REQUIREMENT ▸
Reproduce, word for word, the span of lines starting at the line holding "Give me the" and ending at the line holding "const [comment, setComment] = useState('');". Omit every picture.

[Web page code records]
● ● ● ● ● ● ●
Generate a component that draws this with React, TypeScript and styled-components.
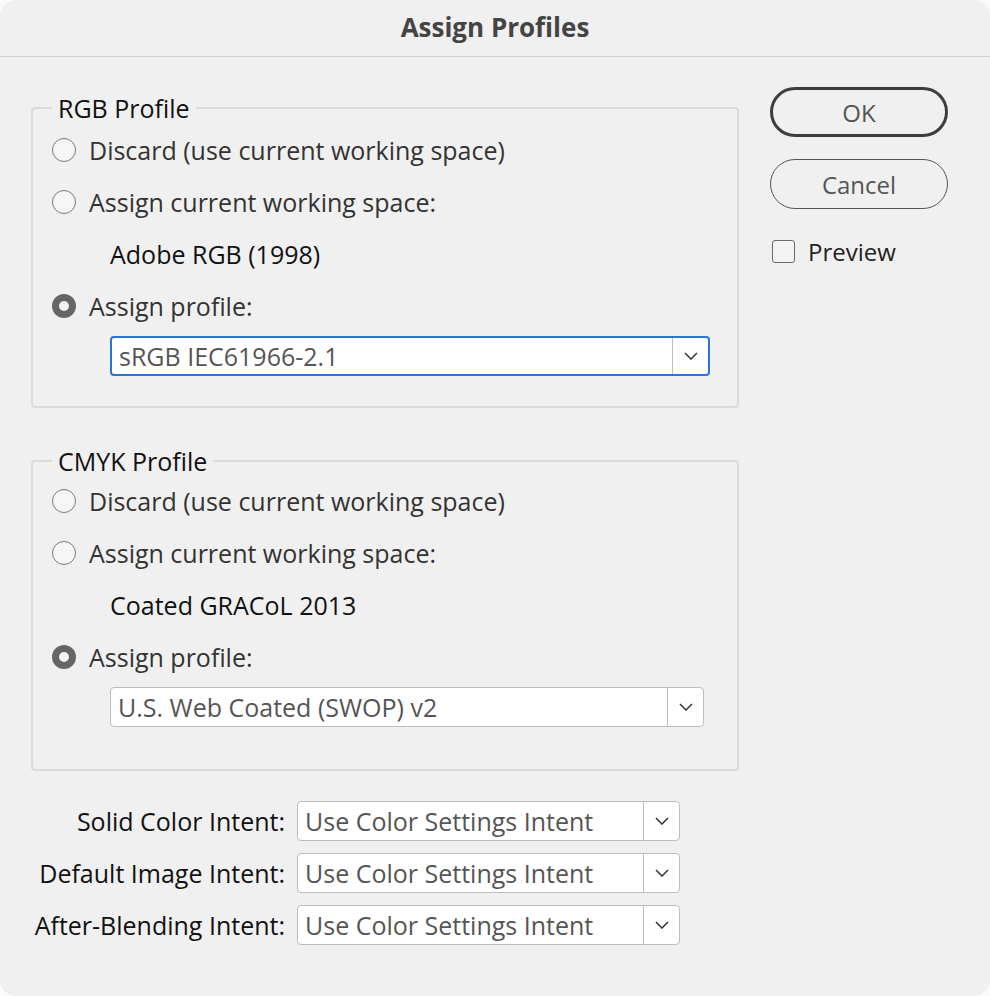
import React from "react";
import styled, { createGlobalStyle, css } from "styled-components";

const Global = createGlobalStyle`
  html, body { margin: 0; padding: 0; background: #fbfbfb; }
  body { font-family: "Open Sans", "Noto Sans", sans-serif; }
  * { box-sizing: border-box; }
`;

const Dialog = styled.div`
  width: 990px;
  height: 996px;
  background: #f0f0f0;
  border-radius: 16px;
  display: flex;
  flex-direction: column;
  overflow: hidden;
`;

const TitleBar = styled.div`
  height: 57px;
  flex: none;
  display: flex;
  align-items: center;
  justify-content: center;
  border-bottom: 1.5px solid #d3d3d3;
  font-weight: 700;
  font-size: 26px;
  color: #444;
  padding-bottom: 3px;
`;

const Body = styled.div`
  display: grid;
  grid-template-columns: 708px 178px;
  column-gap: 31px;
  padding-left: 31px;
`;

const Main = styled.div`
  padding-top: 37px;
  display: flex;
  flex-direction: column;
`;

const Side = styled.div`
  padding-top: 30px;
  display: flex;
  flex-direction: column;
`;

const Group = styled.fieldset<{ $gapTop?: number; $padTop: number; $padBottom: number }>`
  margin: ${(p) => p.$gapTop ?? 0}px 0 0 0;
  border: 2px solid #dadada;
  border-radius: 4px;
  padding: ${(p) => p.$padTop}px 19px ${(p) => p.$padBottom}px 19px;
  min-width: 0;
`;

const Legend = styled.legend`
  padding: 0 6px;
  font-size: 25px;
  line-height: 28px;
  color: #111;
`;

const Row = styled.label`
  display: flex;
  align-items: center;
  height: 52px;
  gap: 13px;
  font-size: 25px;
  color: #333;
`;

const Radio = styled.span<{ $on?: boolean }>`
  width: 24px;
  height: 24px;
  flex: none;
  border-radius: 50%;
  ${(p) =>
    p.$on
      ? css`
          background: #f3f3f3;
          border: 7.5px solid #666;
        `
      : css`
          background: #f6f6f6;
          border: 1.5px solid #7a7a7a;
        `}
`;

const Value = styled.div`
  height: 52px;
  display: flex;
  align-items: center;
  padding-left: 58px;
  font-size: 25px;
  color: #111;
`;

const Select = styled.div<{ $focus?: boolean; $w: number }>`
  width: ${(p) => p.$w}px;
  height: 40px;
  display: flex;
  align-items: stretch;
  background: #fff;
  border-radius: 4px;
  border: ${(p) => (p.$focus ? "2px solid #2d73d2" : "1.5px solid #bdbdbd")};
  flex: none;
`;

const SelectText = styled.div`
  flex: 1;
  display: flex;
  align-items: center;
  padding-left: 7px;
  font-size: 25px;
  color: #555;
  white-space: nowrap;
  overflow: hidden;
`;

const Chevron = styled.div`
  width: 36px;
  flex: none;
  display: flex;
  align-items: center;
  justify-content: center;
  border-left: 1.5px solid #bdbdbd;
`;

const SelectWrap = styled.div`
  padding-left: 58px;
  margin-top: 4px;
`;

const Intents = styled.div`
  margin-top: 30px;
  display: grid;
  grid-template-columns: 254px auto;
  column-gap: 12px;
  row-gap: 12px;
  align-items: center;
  margin-left: -31px;
  padding-left: 31px;
`;

const IntentLabel = styled.div`
  text-align: right;
  font-size: 25px;
  color: #111;
  white-space: nowrap;
`;

const Button = styled.button<{ $primary?: boolean }>`
  width: 178px;
  height: 50px;
  border-radius: 25px;
  background: transparent;
  font-family: inherit;
  font-size: 24px;
  color: #555;
  border: ${(p) => (p.$primary ? "3px solid #3d3d3d" : "1.5px solid #555")};
  padding: 0;
`;

const ButtonStack = styled.div`
  display: flex;
  flex-direction: column;
  gap: 22px;
`;

const CheckRow = styled.label`
  margin-top: 26px;
  display: flex;
  align-items: center;
  gap: 13px;
  padding-left: 2px;
  font-size: 24px;
  color: #222;
`;

const Box = styled.span`
  width: 23px;
  height: 23px;
  border: 1.5px solid #6a6a6a;
  border-radius: 3px;
  background: #f4f4f4;
`;

const ChevronIcon = () => (
  <svg width="14" height="8" viewBox="0 0 14 8">
    <path d="M1 1 L7 7 L13 1" fill="none" stroke="#3a3a3a" strokeWidth="1.6" />
  </svg>
);

const Dropdown = ({ text, focus, w }: { text: string; focus?: boolean; w: number }) => (
  <Select $focus={focus} $w={w}>
    <SelectText>{text}</SelectText>
    <Chevron>
      <ChevronIcon />
    </Chevron>
  </Select>
);

const ProfileGroup = ({
  title,
  current,
  profile,
  focus,
  w,
  gapTop,
  padTop,
  padBottom,
}: {
  title: string;
  current: string;
  profile: string;
  focus?: boolean;
  w: number;
  gapTop?: number;
  padTop: number;
  padBottom: number;
}) => (
  <Group $gapTop={gapTop} $padTop={padTop} $padBottom={padBottom}>
    <Legend>{title}</Legend>
    <Row>
      <Radio />
      Discard (use current working space)
    </Row>
    <Row>
      <Radio />
      Assign current working space:
    </Row>
    <Value>{current}</Value>
    <Row>
      <Radio $on />
      Assign profile:
    </Row>
    <SelectWrap>
      <Dropdown text={profile} focus={focus} w={w} />
    </SelectWrap>
  </Group>
);

export default function App() {
  return (
    <>
      <Global />
      <Dialog>
        <TitleBar>Assign Profiles</TitleBar>
        <Body>
          <Main>
            <ProfileGroup
              title="RGB Profile"
              current="Adobe RGB (1998)"
              profile="sRGB IEC61966-2.1"
              focus
              w={600}
              padTop={2}
              padBottom={30}
            />
            <ProfileGroup
              title="CMYK Profile"
              current="Coated GRACoL 2013"
              profile="U.S. Web Coated (SWOP) v2"
              w={594}
              gapTop={39}
              padTop={0}
              padBottom={42}
            />
            <Intents>
              <IntentLabel>Solid Color Intent:</IntentLabel>
              <Dropdown text="Use Color Settings Intent" w={383} />
              <IntentLabel>Default Image Intent:</IntentLabel>
              <Dropdown text="Use Color Settings Intent" w={383} />
              <IntentLabel>After-Blending Intent:</IntentLabel>
              <Dropdown text="Use Color Settings Intent" w={383} />
            </Intents>
          </Main>
          <Side>
            <ButtonStack>
              <Button $primary>OK</Button>
              <Button>Cancel</Button>
            </ButtonStack>
            <CheckRow>
              <Box />
              Preview
            </CheckRow>
          </Side>
        </Body>
      </Dialog>
    </>
  );
}
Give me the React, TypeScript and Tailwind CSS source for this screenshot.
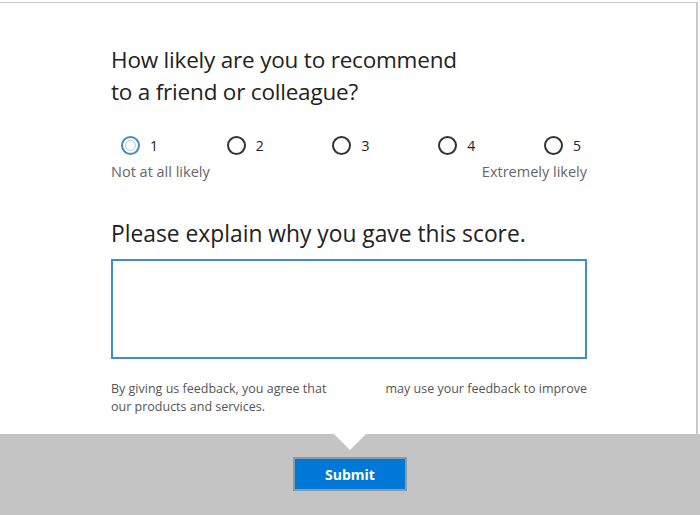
import React, { useState } from 'react';

const font = { fontFamily: '"Open Sans", "Noto Sans", sans-serif' };

export default function App() {
  const [score, setScore] = useState<number | null>(null);
  const [comment, setComment] = useState('');

  return (
    <div className="w-[700px] h-[515px] flex flex-col bg-white overflow-hidden" style={font}>
      {/* Survey panel */}
      <div className="flex-1 flex flex-col mt-[2px] border-t border-r-2 border-[#c8c8c8] mr-[2px] pl-[111px] pr-[109px]">
        <h1 className="mt-[41px] text-[22.5px] leading-[32px] text-[#222] tracking-[-0.2px]">
          How likely are you to recommend
          <br />
          to a friend or colleague?
        </h1>

        <div className="mt-[27px] flex justify-between pl-[10px] pr-[6px]">
          {[1, 2, 3, 4, 5].map((n) => (
            <label key={n} className="flex items-center gap-[10px] cursor-pointer">
              <input
                type="radio"
                name="score"
                className="sr-only"
                checked={score === n}
                onChange={() => setScore(n)}
              />
              {n === 1 ? (
                <span className="w-[19px] h-[19px] rounded-full border-2 border-[#3d8fc4] flex items-center justify-center">
                  <span className="w-[11px] h-[11px] rounded-full border border-[#c4c4c4]" />
                </span>
              ) : (
                <span className="w-[19px] h-[19px] rounded-full border-2 border-[#333]" />
              )}
              <span className="text-[14px] text-[#222]">{n}</span>
            </label>
          ))}
        </div>
        <div className="mt-[5px] flex justify-between text-[14.5px] text-[#666]">
          <span>Not at all likely</span>
          <span>Extremely likely</span>
        </div>

        <h2 className="mt-[35px] text-[22.8px] leading-[32px] text-[#222]">
          Please explain why you gave this score.
        </h2>
        <textarea
          value={comment}
          onChange={(e) => setComment(e.target.value)}
          className="mt-[9px] h-[100px] w-full border-2 border-[#3d8fc4] resize-none outline-none px-2 py-1 text-[14px]"
        />

        <div className="mt-[21px] flex justify-between text-[12.5px] leading-[18px] text-[#555]">
          <p>
            By giving us feedback, you agree that
            <br />
            our products and services.
          </p>
          <p>may use your feedback to improve</p>
        </div>
      </div>

      {/* Footer */}
      <div className="relative h-[81px] bg-[#c4c4c4] flex justify-center items-start">
        <div className="absolute left-[334px] top-0 w-0 h-0 border-l-[16px] border-r-[16px] border-t-[16px] border-l-transparent border-r-transparent border-t-white" />
        <button className="mt-[23px] w-[114px] h-[34px] bg-[#0078d7] border-2 border-[#8c9aa6] text-white text-[14px] font-bold">
          Submit
        </button>
      </div>
    </div>
  );
}
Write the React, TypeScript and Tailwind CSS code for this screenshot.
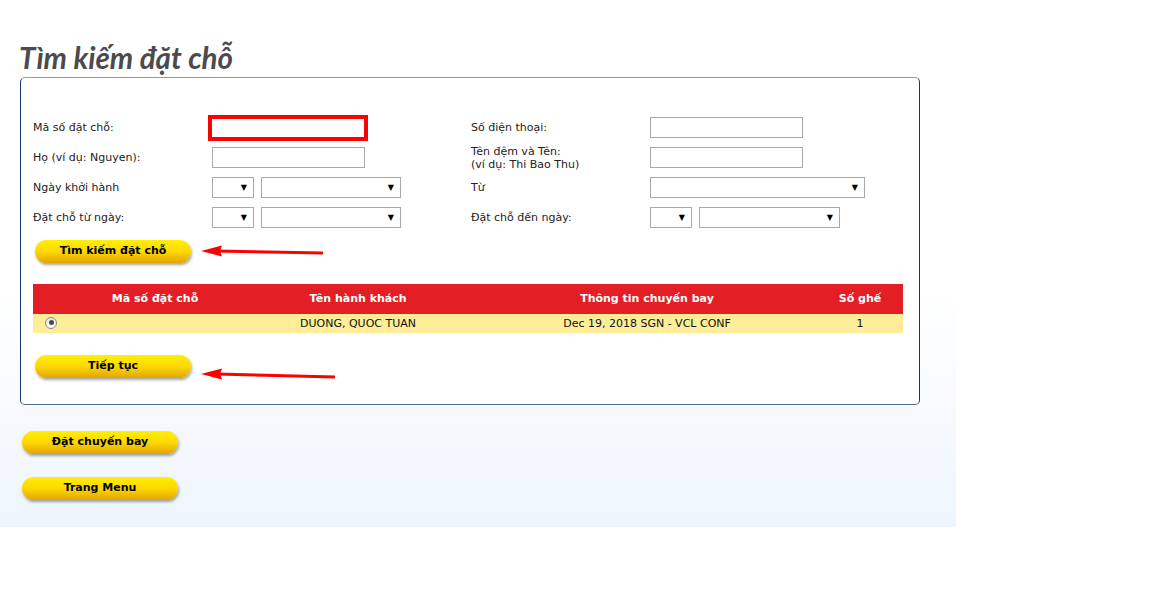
import type React from "react"

const font = { fontFamily: '"DejaVu Sans", Verdana, sans-serif' }

function YellowButton({ label }: { label: string }) {
  return (
    <button className="w-[156px] h-[23px] shrink-0 rounded-full bg-linear-to-b from-[#fff000] via-[#fcd800] to-[#e2a400] shadow-[1px_2px_3px_rgba(0,0,0,0.35)] text-[11px] font-bold text-black flex items-center justify-center">
      {label}
    </button>
  )
}

function Arrow({ width, drop }: { width: number; drop: number }) {
  const h = 14
  return (
    <svg width={width} height={h + drop} viewBox={`0 0 ${width} ${h + drop}`} className="block">
      <line x1={16} y1={7} x2={width - 1} y2={7 + drop} stroke="#f00" strokeWidth={3} />
      <polygon points={`1,7 22,1.5 20,7 22,12.5`} fill="#f00" />
    </svg>
  )
}

function TextBox({ highlight }: { highlight?: boolean }) {
  return (
    <div
      className={
        highlight
          ? "w-[160px] h-[26px] -ml-[4px] border-4 border-[#ff0000] bg-white"
          : "w-[153px] h-[21px] border border-[#a9a9a9] bg-white"
      }
    />
  )
}

function FakeSelect({ w }: { w: string }) {
  return (
    <div className={`${w} h-[21px] border border-[#a9a9a9] bg-white flex items-center justify-end pr-[6px]`}>
      <span className="text-[8px] leading-none text-black">▼</span>
    </div>
  )
}

function Row({ label, children }: { label: React.ReactNode; children: React.ReactNode }) {
  return (
    <div className="flex items-center h-[21px]">
      <div className="w-[179px] text-[11px] leading-[13px] text-[#222]">{label}</div>
      <div className="flex items-center gap-[7px]">{children}</div>
    </div>
  )
}

export default function App() {
  return (
    <div style={font} className="w-[956px] h-[527px] bg-linear-to-b from-white from-55% to-[#eef5fd] pt-[40px]">
      <h1
        style={{ fontFamily: 'Lato, "Open Sans", sans-serif' }}
        className="ml-[19px] text-[29.5px] leading-[36px] font-bold italic text-[#4b4b4d]"
      >
        Tìm kiếm đặt chỗ
      </h1>

      <div className="ml-[20px] w-[900px] mt-[1px] rounded-[5px] border border-[#1b3770] border-t-[#8d9cb6] border-b-[#4d6791] bg-white pl-[12px] pt-[39px] pb-[26px]">
        <div className="grid grid-cols-[438px_1fr] gap-y-[9px]">
          <Row label="Mã số đặt chỗ:">
            <TextBox highlight />
          </Row>
          <Row label="Số điện thoại:">
            <TextBox />
          </Row>
          <Row label="Họ (ví dụ: Nguyen):">
            <TextBox />
          </Row>
          <Row
            label={
              <>
                Tên đệm và Tên:
                <br />
                (ví dụ: Thi Bao Thu)
              </>
            }
          >
            <TextBox />
          </Row>
          <Row label="Ngày khởi hành">
            <FakeSelect w="w-[42px]" />
            <FakeSelect w="w-[140px]" />
          </Row>
          <Row label="Từ">
            <FakeSelect w="w-[215px]" />
          </Row>
          <Row label="Đặt chỗ từ ngày:">
            <FakeSelect w="w-[42px]" />
            <FakeSelect w="w-[140px]" />
          </Row>
          <Row label="Đặt chỗ đến ngày:">
            <FakeSelect w="w-[42px]" />
            <FakeSelect w="w-[141px]" />
          </Row>
        </div>

        <div className="flex items-start h-[23px] mt-[12px] ml-[2px]">
          <YellowButton label="Tìm kiếm đặt chỗ" />
          <div className="ml-[9px] mt-[4px]">
            <Arrow width={124} drop={2} />
          </div>
        </div>

        <div className="w-[870px] mt-[21px] text-[11px]">
          <div className="flex h-[30px] items-center bg-[#e31e24] text-white font-bold">
            <div className="w-[244px] text-center">Mã số đặt chỗ</div>
            <div className="w-[162px] text-center">Tên hành khách</div>
            <div className="w-[378px] pl-[38px] text-center">Thông tin chuyến bay</div>
            <div className="w-[86px] text-center">Số ghế</div>
          </div>
          <div className="flex h-[19px] items-center bg-[#ffed9a] text-[#111]">
            <div className="w-[244px] pl-[12px] -mt-[2px]">
              <div className="w-[12px] h-[12px] rounded-full border border-[#8a8a8a] bg-linear-to-b from-[#e6e6e6] to-[#ffffff] flex items-center justify-center">
                <div className="w-[5px] h-[5px] rounded-full bg-[#4a4a4a]" />
              </div>
            </div>
            <div className="w-[162px] pt-[2px] text-center">DUONG, QUOC TUAN</div>
            <div className="w-[378px] pl-[38px] pt-[2px] text-center">Dec 19, 2018 SGN - VCL CONF</div>
            <div className="w-[86px] pt-[2px] text-center">1</div>
          </div>
        </div>

        <div className="flex items-start h-[23px] mt-[22px] ml-[2px]">
          <YellowButton label="Tiếp tục" />
          <div className="ml-[9px] mt-[12px]">
            <Arrow width={136} drop={3} />
          </div>
        </div>
      </div>

      <div className="ml-[22px] mt-[26px] flex flex-col gap-[23px]">
        <YellowButton label="Đặt chuyến bay" />
        <YellowButton label="Trang Menu" />
      </div>
    </div>
  )
}
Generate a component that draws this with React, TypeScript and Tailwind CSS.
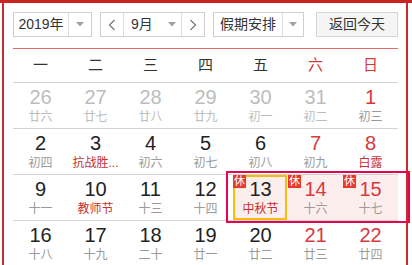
import React from "react";

type Day = {
  n: number;
  l: string;
  prev?: boolean;
  redN?: boolean;
  redL?: boolean;
  rest?: boolean;
  today?: boolean;
};

const rows: Day[][] = [
  [
    { n: 26, l: "廿六", prev: true },
    { n: 27, l: "廿七", prev: true },
    { n: 28, l: "廿八", prev: true },
    { n: 29, l: "廿九", prev: true },
    { n: 30, l: "初一", prev: true },
    { n: 31, l: "初二", prev: true },
    { n: 1, l: "初三", redN: true },
  ],
  [
    { n: 2, l: "初四" },
    { n: 3, l: "抗战胜...", redL: true },
    { n: 4, l: "初六" },
    { n: 5, l: "初七" },
    { n: 6, l: "初八" },
    { n: 7, l: "初九", redN: true },
    { n: 8, l: "白露", redN: true, redL: true },
  ],
  [
    { n: 9, l: "十一" },
    { n: 10, l: "教师节", redL: true },
    { n: 11, l: "十三" },
    { n: 12, l: "十四" },
    { n: 13, l: "中秋节", redL: true, rest: true, today: true },
    { n: 14, l: "十六", redN: true, rest: true },
    { n: 15, l: "十七", redN: true, rest: true },
  ],
  [
    { n: 16, l: "十八" },
    { n: 17, l: "十九" },
    { n: 18, l: "二十" },
    { n: 19, l: "廿一" },
    { n: 20, l: "廿二" },
    { n: 21, l: "廿三", redN: true },
    { n: 22, l: "廿四", redN: true },
  ],
];

const weekdays = ["一", "二", "三", "四", "五", "六", "日"];

function Caret() {
  return (
    <svg width="8" height="5" viewBox="0 0 8 5">
      <path d="M0 0 L8 0 L4 4.5 Z" fill="#a0a0a0" />
    </svg>
  );
}

function Chevron({ dir }: { dir: "l" | "r" }) {
  return (
    <svg width="8" height="12" viewBox="0 0 8 12">
      <polyline
        points={dir === "l" ? "6.5,1 1.5,6 6.5,11" : "1.5,1 6.5,6 1.5,11"}
        fill="none"
        stroke="#777"
        strokeWidth="1.2"
      />
    </svg>
  );
}

export default function App() {
  return (
    <div
      className="w-[412px] h-[265px] overflow-hidden bg-white text-[#333]"
      style={{ fontFamily: '"Liberation Sans", "Noto Sans CJK SC", sans-serif' }}
    >
      <div className="h-[3px] bg-[#c9231f]" />
      <div className="relative ml-[2px] w-[406px] h-[262px] border-x-2 border-[#c42b2b] pl-[9px] pr-[8px]">
        {/* header */}
        <div className="pt-[9px] flex h-[34px] items-stretch">
          <div className="w-[79px] h-[25px] flex border border-[#cfcfcf] bg-white">
            <div className="w-[55px] flex items-center justify-center text-[14px] border-r border-[#dcdcdc]">
              2019年
            </div>
            <div className="flex-1 flex items-center justify-center">
              <Caret />
            </div>
          </div>
          <div className="ml-[8px] w-[105px] h-[25px] flex border border-[#cfcfcf] bg-white">
            <div className="w-[23px] flex items-center justify-center border-r border-[#dcdcdc]">
              <Chevron dir="l" />
            </div>
            <div className="flex-1 flex items-center pl-[7px] text-[14px]">
              <span>9月</span>
              <span className="ml-[15px] flex">
                <Caret />
              </span>
            </div>
            <div className="w-[23px] flex items-center justify-center border-l border-[#dcdcdc]">
              <Chevron dir="r" />
            </div>
          </div>
          <div className="ml-[8px] w-[91px] h-[25px] flex border border-[#cfcfcf] bg-white">
            <div className="w-[69px] flex items-center justify-center text-[14px] border-r border-[#dcdcdc]">
              假期安排
            </div>
            <div className="flex-1 flex items-center justify-center">
              <Caret />
            </div>
          </div>
          <div className="ml-[12px] w-[82px] h-[25px] flex items-center justify-center border border-[#d5d5d5] bg-[#f5f5f5] text-[14px]">
            返回今天
          </div>
        </div>
        <div className="mt-[11px] h-px bg-[#e36a6a]" />

        {/* weekday row */}
        <div className="grid grid-cols-7 h-[34px] border-b border-[#d3d3d3]">
          {weekdays.map((w, i) => (
            <div
              key={w}
              className={`flex items-center justify-center text-[15px] ${
                i >= 5 ? "text-[#d0393e]" : "text-[#333]"
              }`}
            >
              {w}
            </div>
          ))}
        </div>

        {/* days */}
        {rows.map((row, ri) => (
          <div key={ri} className="grid grid-cols-7 h-[46px] border-b border-[#d3d3d3]">
            {row.map((d) => (
              <div
                key={d.n}
                className={`relative flex flex-col items-center pt-[4px] ${
                  d.rest ? "bg-[#fdeeee]" : ""
                }`}
              >
                <div
                  className={`text-[20px] leading-[20px] ${
                    d.prev ? "text-[#bdbdbd]" : d.redN ? "text-[#d9383e]" : "text-[#222]"
                  }`}
                >
                  {d.n}
                </div>
                <div
                  className={`mt-[2px] text-[12px] leading-[16px] whitespace-nowrap ${
                    d.prev ? "text-[#bdbdbd]" : d.redL ? "text-[#c8302f]" : "text-[#9a9a9a]"
                  }`}
                >
                  {d.l}
                </div>
                {d.today && (
                  <div className="absolute top-0 left-0 right-[1px] bottom-0 border-[2.5px] border-[#f5bd0f]" />
                )}
                {d.rest && (
                  <div className="absolute top-0 left-0 w-[13px] h-[13px] bg-[#e8392b] text-white text-[11px] leading-[13px] text-center">
                    休
                  </div>
                )}
              </div>
            ))}
          </div>
        ))}

        {/* holiday highlight */}
        <div className="absolute left-[222px] top-[168px] w-[184px] h-[52px] border-2 border-[#e4064d] pointer-events-none" />
      </div>
    </div>
  );
}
● ● ● ● ● ● ●
TASK RESPONSE ▸
Give me the React, TypeScript and Tailwind CSS source for this screenshot.
import React, { useState } from 'react';

const font = { fontFamily: '"Open Sans", "Noto Sans", sans-serif' };

export default function App() {
  const [score, setScore] = useState<number | null>(null);
  const [comment, setComment] = useState('');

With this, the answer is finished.